The other big change since 2000 is process. Back then, XP and Scrum were niche methodologies, and as mentioned the Agile manifesto had yet to be written. Big Design Up Front might seem antiquated now, but it was a lot better than the No Design Up Front prevalent at many organisations at the time. Still, we can update those. The specification and the schedule become the backlog and the burndown. Using these tools effectively means you alter either scope or deadline to suit your desired outcome: a well-capitalised business may want to let delivery dates extend out to get in more features, while a cash-strapped startup might throw out nice-to-have functionality to get to market early.

Another big change is in the way programmers work. Aspiration for the turn of the century was someone being able to quietly get on with their job - because it was normative for one developer to be expected to disappear off alone for a few months to work on her feature and only talk to the rest of the team when it was time to integrate. Whereas now we know that an effective team work together on one or two features at a time, and integrate their code constantly. The trick is to make sure it's collaboration, rather than interruption and disruption.

Skipping ahead a bit, that's also reflected in the change to the interview process.
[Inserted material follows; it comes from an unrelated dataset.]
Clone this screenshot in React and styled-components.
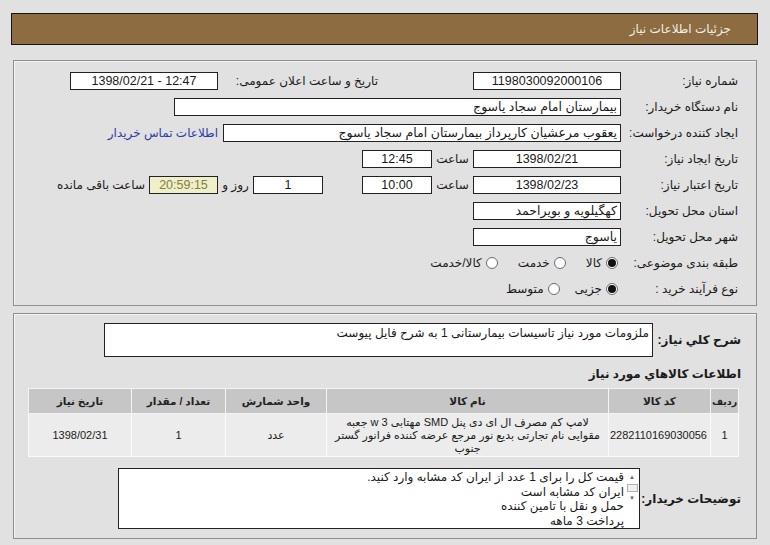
import React from "react";
import styled, { createGlobalStyle } from "styled-components";

const GlobalStyle = createGlobalStyle`
  html, body {
    margin: 0;
    padding: 0;
    background: #e1e1e1;
  }
  body {
    font-family: "Liberation Sans", "DejaVu Sans", Tahoma, sans-serif;
    font-size: 11px;
    color: #1a1a1a;
  }
`;

const Page = styled.div`
  direction: rtl;
  width: 770px;
  height: 545px;
  padding: 13px 13px 0 13px;
  box-sizing: border-box;
  overflow: hidden;
`;

const TitleBar = styled.div`
  height: 32px;
  margin: 0 -1px 15px -2px;
  box-sizing: border-box;
  background: #8c6c40;
  border: 1px solid #161616;
  color: #f2efe8;
  font-size: 12px;
  display: flex;
  align-items: center;
  padding-right: 26px;
`;

const Panel = styled.div`
  border: 1px solid #8e8e8e;
  box-shadow: inset 1px 1px 0 #f4f4f4;
  padding: ${(p) => p.$pad};
  margin-bottom: 7px;
`;

const Row = styled.div`
  display: flex;
  align-items: center;
  height: 26px;
`;

const Label = styled.div`
  width: ${(p) => p.$w || 117}px;
  flex: none;
  font-size: 12px;
  font-weight: ${(p) => (p.$bold ? "bold" : "normal")};
  margin-right: ${(p) => p.$mr || 0}px;
  text-align: ${(p) => p.$align || "right"};
  white-space: nowrap;
`;

const Box = styled.div`
  width: ${(p) => p.$w}px;
  flex: none;
  height: 18px;
  box-sizing: border-box;
  border: 1px solid #222;
  background: ${(p) => (p.$yellow ? "#efefcb" : "#fff")};
  color: ${(p) => (p.$yellow ? "#85803a" : "#1a1a1a")};
  font-size: 12.5px;
  line-height: 16px;
  padding: 0 3px;
  direction: ${(p) => (p.$ltr ? "ltr" : "rtl")};
  text-align: ${(p) => (p.$center ? "center" : "right")};
  margin-right: ${(p) => p.$mr || 0}px;
  white-space: nowrap;
  overflow: hidden;
`;

const ContactLink = styled.a`
  color: #2f3aa8;
  font-size: 12px;
  margin-right: 5px;
  text-decoration: none;
  white-space: nowrap;
`;

const RadioGroup = styled.div`
  display: flex;
  align-items: center;
  gap: ${(p) => p.$gap}px;
  margin-right: 3px;
`;

const RadioItem = styled.label`
  display: flex;
  align-items: center;
  gap: 4px;
  font-size: 12px;
`;

const RadioDot = styled.span`
  width: 12px;
  height: 12px;
  box-sizing: border-box;
  border-radius: 50%;
  border: 1px solid #6b6b6b;
  background: #fff;
  display: flex;
  align-items: center;
  justify-content: center;
  &::after {
    content: "";
    width: 8px;
    height: 8px;
    border-radius: 50%;
    background: ${(p) => (p.$on ? "#111" : "transparent")};
  }
`;

const DescRow = styled.div`
  display: flex;
  align-items: center;
`;

const DescBox = styled.div`
  width: 549px;
  height: 34px;
  box-sizing: border-box;
  border: 1px solid #222;
  background: #fff;
  font-size: 12px;
  padding: 2px 3px;
`;

const Heading = styled.div`
  font-size: 12px;
  font-weight: bold;
  margin: 9px 0 6px 0;
  height: 16px;
  line-height: 16px;
`;

const Table = styled.table`
  width: 710px;
  margin-right: 2px;
  border-collapse: collapse;
  border: 1px solid #c2c2c2;
  table-layout: fixed;
`;

const Th = styled.th`
  width: ${(p) => p.$w}px;
  box-sizing: border-box;
  height: 25px;
  padding: 0;
  background: #c6c6c6;
  border: 1px solid #f4f4f4;
  font-size: ${(p) => (p.$small ? 9.5 : 10.5)}px;
  font-weight: bold;
  color: #222;
  white-space: nowrap;
`;

const Td = styled.td`
  box-sizing: border-box;
  height: 43px;
  padding: 0 3px;
  background: #ececec;
  border: 1px solid #fafafa;
  font-size: 11px;
  line-height: 13px;
  text-align: center;
  vertical-align: middle;
`;

const NotesRow = styled.div`
  display: flex;
  align-items: center;
  margin-top: 11px;
`;

const NotesBox = styled.div`
  width: 522px;
  height: 61px;
  box-sizing: border-box;
  border: 1px solid #222;
  background: #fff;
  display: flex;
  align-items: flex-start;
  padding: 1px 2px 0 0;
`;

const ScrollBar = styled.div`
  width: 10px;
  flex: none;
  margin-top: 3px;
  margin-left: 3px;
  display: flex;
  flex-direction: column;
  align-items: center;
  color: #666;
  font-size: 6px;
  line-height: 9px;
`;

const Thumb = styled.div`
  width: 9px;
  height: 6px;
  border: 1px solid #b0b0b0;
  background: #f0f0f0;
  margin: 2px 0;
`;

const NotesText = styled.div`
  font-size: 12px;
  line-height: 14.5px;
`;

function Radio({ on, children }) {
  return (
    <RadioItem>
      <RadioDot $on={on} />
      {children}
    </RadioItem>
  );
}

export default function App() {
  return (
    <Page>
      <GlobalStyle />
      <TitleBar>جزئیات اطلاعات نیاز</TitleBar>

      <Panel $pad="7px 18px 3px 0">
        <Row>
          <Label>شماره نیاز:</Label>
          <Box $w={148} $center>1198030092000106</Box>
          <Label $w={160} $mr={95}>تاریخ و ساعت اعلان عمومی:</Label>
          <Box $w={148} $center $ltr>1398/02/21 - 12:47</Box>
        </Row>
        <Row>
          <Label>نام دستگاه خریدار:</Label>
          <Box $w={447}>بیمارستان امام سجاد یاسوج</Box>
        </Row>
        <Row>
          <Label>ایجاد کننده درخواست:</Label>
          <Box $w={398}>یعقوب مرعشیان کارپرداز بیمارستان امام سجاد یاسوج</Box>
          <ContactLink href="#">اطلاعات تماس خریدار</ContactLink>
        </Row>
        <Row>
          <Label>تاریخ ایجاد نیاز:</Label>
          <Box $w={148} $center>1398/02/21</Box>
          <Label $w={41} $align="center">ساعت</Label>
          <Box $w={70} $center>12:45</Box>
        </Row>
        <Row>
          <Label>تاریخ اعتبار نیاز:</Label>
          <Box $w={148} $center>1398/02/23</Box>
          <Label $w={41} $align="center">ساعت</Label>
          <Box $w={70} $center>10:00</Box>
          <Box $w={70} $mr={39} $center>1</Box>
          <Label $w={35} $align="center">روز و</Label>
          <Box $w={69} $center $yellow>20:59:15</Box>
          <Label $w={96} $mr={4}>ساعت باقی مانده</Label>
        </Row>
        <Row>
          <Label>استان محل تحویل:</Label>
          <Box $w={148}>کهگیلویه و بویراحمد</Box>
        </Row>
        <Row>
          <Label>شهر محل تحویل:</Label>
          <Box $w={148}>یاسوج</Box>
        </Row>
        <Row>
          <Label>طبقه بندی موضوعی:</Label>
          <RadioGroup $gap={20}>
            <Radio on>کالا</Radio>
            <Radio>خدمت</Radio>
            <Radio>کالا/خدمت</Radio>
          </RadioGroup>
        </Row>
        <Row>
          <Label>نوع فرآیند خرید :</Label>
          <RadioGroup $gap={15}>
            <Radio on>جزیی</Radio>
            <Radio>متوسط</Radio>
          </RadioGroup>
        </Row>
      </Panel>

      <Panel $pad="9px 15px 9px 0">
        <DescRow>
          <Label $w={88} $bold>شرح کلي نیاز:</Label>
          <DescBox>ملزومات مورد نیاز تاسیسات بیمارستانی 1 به شرح فایل پیوست</DescBox>
        </DescRow>
        <Heading>اطلاعات کالاهاي مورد نیاز</Heading>
        <Table>
          <thead>
            <tr>
              <Th $w={28} $small>ردیف</Th>
              <Th $w={102}>کد کالا</Th>
              <Th $w={282}>نام کالا</Th>
              <Th $w={101}>واحد شمارش</Th>
              <Th $w={94}>تعداد / مقدار</Th>
              <Th $w={103}>تاریخ نیاز</Th>
            </tr>
          </thead>
          <tbody>
            <tr>
              <Td>1</Td>
              <Td>2282110169030056</Td>
              <Td>
                لامپ کم مصرف ال ای دی پنل SMD مهتابی 3 w جعبه مقوایی نام تجارتی
                بدیع نور مرجع عرضه کننده فرانور گستر جنوب
              </Td>
              <Td>عدد</Td>
              <Td>1</Td>
              <Td>1398/02/31</Td>
            </tr>
          </tbody>
        </Table>
        <NotesRow>
          <Label $w={101} $bold>توضیحات خریدار:</Label>
          <NotesBox>
            <ScrollBar>
              <span>▲</span>
              <Thumb />
              <span>▼</span>
            </ScrollBar>
            <NotesText>
              قیمت کل را برای 1 عدد از ایران کد مشابه وارد کنید.
              <br />
              ایران کد مشابه است
              <br />
              حمل و نقل با تامین کننده
              <br />
              پرداخت 3 ماهه
            </NotesText>
          </NotesBox>
        </NotesRow>
      </Panel>
    </Page>
  );
}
I've seen arrogant, difficult to work with developers blaze through a solo programming test, but pair programming exercises soon show up negative personality traits. It's basically a continuation of the same thought process as programming in interview; you're aiming to give candidates a test that's as close as possible to the job they'll actually be doing.

So back to question 9. Tools are still important; companies shouldn't hand their developers a second-hand i3 with a paltry amount of RAM and a tiny monitor. But in the modern world there's something more damaging than cheaping out on hardware, and that's the firms who insist every piece of software must be written in Java or .net, with this relational database, and all components must be built internally from scratch unless you have approval signed in triplicate. Bending SQL to solve graph problems or shoehorning C# into a task for a lightweight Node.js API is not a recipe for quality or short development time, and yet companies have policies actively mandating this. Far more toxic than some out-of-date hardware.

Finally, I changed testers to test automation engineers. We could go even further and say, "developers who know how to write automated tests" but at the current state of the art testing is still a distinct skill, and there are still enough developers who don't know how to do it effectively that you need specialists to guide them. We're not there yet, but we are at the stage where big rounds of manual testing for each release are a bit turn-of-the-century. Instead of a big testing department, each team has a member whose goal is software quality, and whose remit includes developing automated tools to ensure that. Again, it's about changing aspirations - running a full automated test suite every time you check in (or at least merge to trunk) is feasible now, and therefore you should be looking to do it. What this does is shorten the feedback loop between a problem being created and a problem being identified.

Anyway, that's my take on how the Joel Test should look now. Not dissimilar to the original, but definitely moved on from where the industry was fifteen years ago. Like the original it's not an exhaustive list of things effective companies do (there are dozens more identifiers I could add), but that would defeat the spirit of the original test - it's short, quick, and gives you a rough indication of your organisation's effectiveness compared to the top firms who are doing this all the time without even thinking about it.